Russian Foreign Minister Sergei Lavrov said talks with the United States on the withdrawal of rebels from Aleppo would begin in Geneva on Tuesday evening or Wednesday morning.

A US official told Reuters Washington would embrace the talks as a step to save lives.

But rebels have told US officials they will not withdraw, and said there had been no more formal contact with Washington on the topic since then.

“The Americans asked if we wanted to leave or to stay... we said this is our city, and we will defend it,” Zakaria Malahifji, a Turkey-based official for the Fastaqim rebel group, told Reuters on Tuesday.

The Cold War-era superpowers have backed opposing sides in the war, but Russia has intervened far more openly and decisively, joining Iran as well as Iraqi and Lebanese Shiite groups to back Assad.

Some of the groups fighting in eastern Aleppo have received support in a US-backed military aid programme to rebels deemed moderate by the West. However, this has been minimal compared to massive Russian air support to aid Assad’s government, which has turned the tide of the war in his favour over the past year.

The army said it had taken over areas to the east of the Old City including Al Shaar, Marja and Karm Al Qaterji, bringing them closer to cutting off another pocket of rebel control.

The British-based Syrian Observatory for Human Rights said Al Shaar and some other areas had been taken, but did not immediately confirm the takeover of all the areas announced by the army. A Turkey-based rebel official denied Al Shaar had been taken but said fighting continued in the neighbourhood.

 

‘We will defend it’

 

The rebels’ loss of the eastern half of Aleppo, Syria’s largest city before the war, would be the biggest victory of the conflict so far for Assad, securing his grip on all Syria’s main cities.

It would also be a success for President Vladimir Putin who intervened to save Moscow’s ally in September 2015 with air strikes, and for Shiite Iran, whose elite Islamic Republic Guard Corps has suffered casualties fighting for Assad.

UN official Jens Laerke said: “Winter is approaching, it’s already getting very, very cold so that has come up as a priority need ... Food is running out, the little food that is available is being sold at extremely inflated prices.”

While rebels have said they will not leave, one opposition official, who declined to be identified, conceded they may have no alternative for the sake of civilians who have been under siege for five months and faced relentless government assaults.

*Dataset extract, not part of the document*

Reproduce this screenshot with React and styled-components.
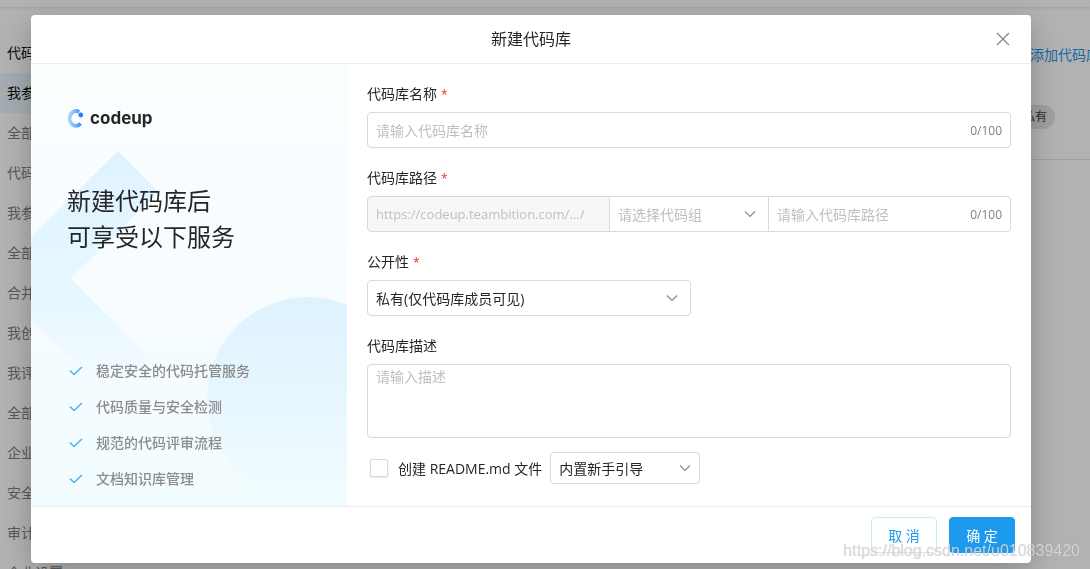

Insurgents, meanwhile, have fought back ferociously inside Aleppo. Some of the fighting took place within a kilometre of the ancient citadel, a large fortress built on a mound, and around the historic Old City.

With narrow alleyways, big mansions and covered markets, the ancient city of Aleppo became a UNESCO heritage site in 1986. Many historic buildings have been destroyed in the fighting.

 

‘Useful Syria’ and ‘Daeshistan’

 

Apart from their support for rebels fighting against Assad, Western countries are also taking part in a US-led air campaign against Daesh, the Sunni Muslim militant group which broke away from other anti-Assad groups to proclaim a caliphate in the territory in Syria and neighbouring Iraq.

Moscow says helping Assad is the best way to defeat Daesh. Western countries say the group gains strength from the fury unleashed by Assad’s military crackdown on his enemies.

France said on Tuesday that Russia’s strategy of helping Assad to divide the country would cement a radicalised Islamist threat within Syria and create lasting regional chaos.

“There is a logic of total war with incredible brutality of the Assad regime that aims at conquering useful Syria. It’s a dramatic situation that will only get worse,” French Foreign Minister Jean-Marc Ayrault told RFI radio.

France, a staunch backer of the anti-Assad opposition, will convene with foreign ministers of like-minded countries in Paris on Saturday to try to come up with some form of strategy in the wake of the Aleppo onslaught, although few diplomats expect anything concrete to be achieved.

“With this total war, it is the partition of Syria that is taking place with the risk that a ‘Daeshistan’ is created next to this useful Syria,” Ayrault, said. 

Western countries say that even if government forces take Aleppo, they will still not be able to end the conflict, as long as millions of Syrians see the government as a brutal enemy.

“Aleppo falls, but the war goes on,” said one US official.

He and other current and ex-US officials argued that rebels who escape Aleppo would keep fighting, with some likely joining groups such as Jabhat Fateh Al Sham, formerly known as the Nusra Front, which Washington regards as Al Qaeda’s Syrian branch.

 

Other US officials warned the conflict could escalate as flagging US support for Assad’s opponents could prompt Saudi Arabia, Qatar and Turkey to intensify their military aid to rebel groups.